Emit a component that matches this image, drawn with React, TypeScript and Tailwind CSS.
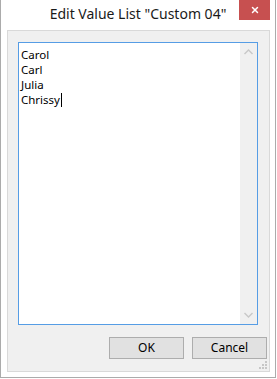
import { X } from "lucide-react"

const values = ["Carol", "Carl", "Julia", "Chrissy"]

export default function App() {
  return (
    <div className="w-[277px] h-[379px] bg-white font-['Segoe_UI','Noto_Sans',sans-serif]">
      <div className="w-[276px] h-[378px] border-x border-b border-[#ababab] flex flex-col">
        {/* title bar */}
        <div className="relative h-[30px] flex items-start justify-center">
          <span className="mt-[5px] text-[14px] leading-[18px] text-[#1a1a1a]">Edit Value List "Custom 04"</span>
          <div className="absolute top-0 right-[5px] w-[31px] h-[20px] bg-[#c75050] flex items-center justify-center">
            <X className="w-[10px] h-[10px] text-white" strokeWidth={3.5} />
          </div>
        </div>

        {/* client area */}
        <div className="ml-[6px] mr-[5px] h-[342px] border border-[#d9d9d9] bg-[#f0f0f0] pl-[10px] pt-[11px] relative">
          <div className="w-[240px] h-[283px] border border-[#569de5] bg-white flex">
            <div className="flex-1 pl-[2px] pt-[4px] text-[11.5px] leading-[15px] text-black">
              {values.map((v, i) => (
                <div key={v} className="h-[15px] flex items-center">
                  <span>{v}</span>
                  {i === values.length - 1 && <span className="ml-px w-px h-[14px] bg-black" />}
                </div>
              ))}
            </div>
            <div className="w-[17px] bg-[#f0f0f0] flex flex-col justify-between items-center py-[6px]">
              <svg width="9" height="6" viewBox="0 0 9 6">
                <path d="M0.5 5 L4.5 1 L8.5 5" fill="none" stroke="#c8c8c8" strokeWidth="1.4" />
              </svg>
              <svg width="9" height="6" viewBox="0 0 9 6">
                <path d="M0.5 1 L4.5 5 L8.5 1" fill="none" stroke="#c8c8c8" strokeWidth="1.4" />
              </svg>
            </div>
          </div>

          <div className="flex justify-end gap-[8px] mt-[12px] w-[249px]">
            <button className="w-[75px] h-[22px] border border-[#adadad] bg-[#e1e1e1] text-[12px] text-black">OK</button>
            <button className="w-[75px] h-[22px] border border-[#adadad] bg-[#e1e1e1] text-[12px] text-black">Cancel</button>
          </div>

          {/* resize grip */}
          <svg className="absolute right-[1px] bottom-[1px]" width="11" height="11" viewBox="0 0 11 11">
            {[[9, 1], [9, 4], [6, 4], [9, 7], [6, 7], [3, 7]].map(([x, y]) => (
              <rect key={`${x}-${y}`} x={x - 1} y={y + 1} width="2" height="2" fill="#c6c6c6" />
            ))}
          </svg>
        </div>
      </div>
    </div>
  )
}
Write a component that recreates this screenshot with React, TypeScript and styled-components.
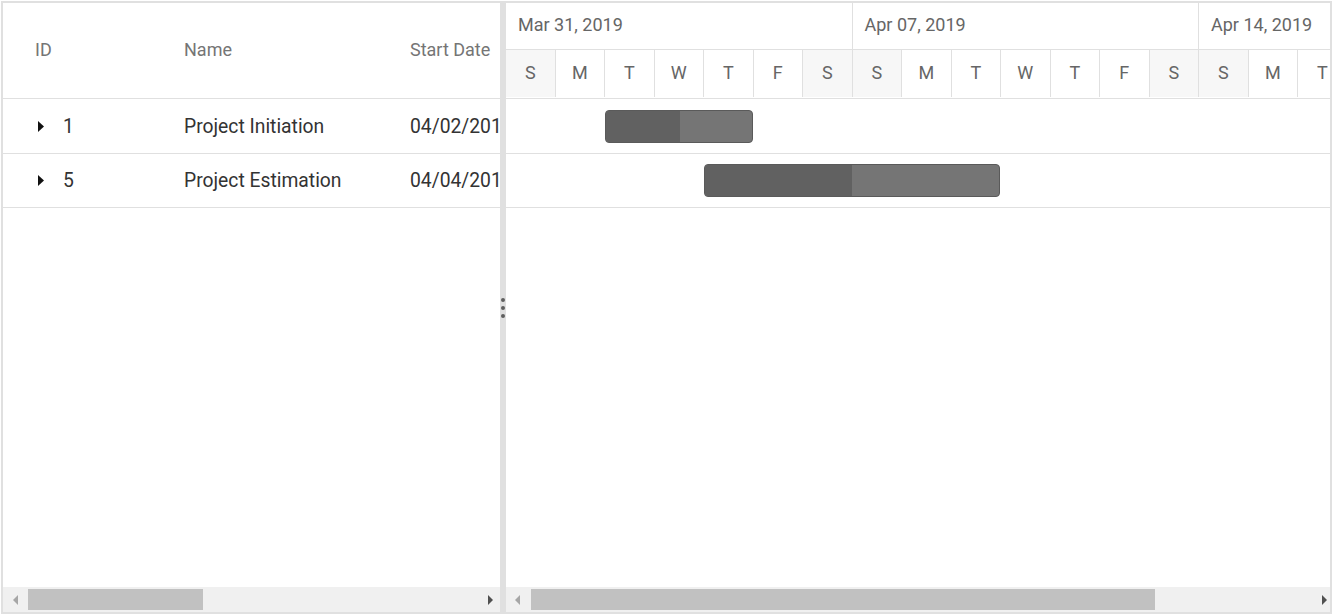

THE REQUEST
In the records, locate each line holding the string "that" and copy it.

SOLUTION FOR THIS PROBLEM
Emit a component that matches this image, drawn with React, TypeScript and Tailwind CSS.
Write a component that recreates this screenshot with React, TypeScript and styled-components.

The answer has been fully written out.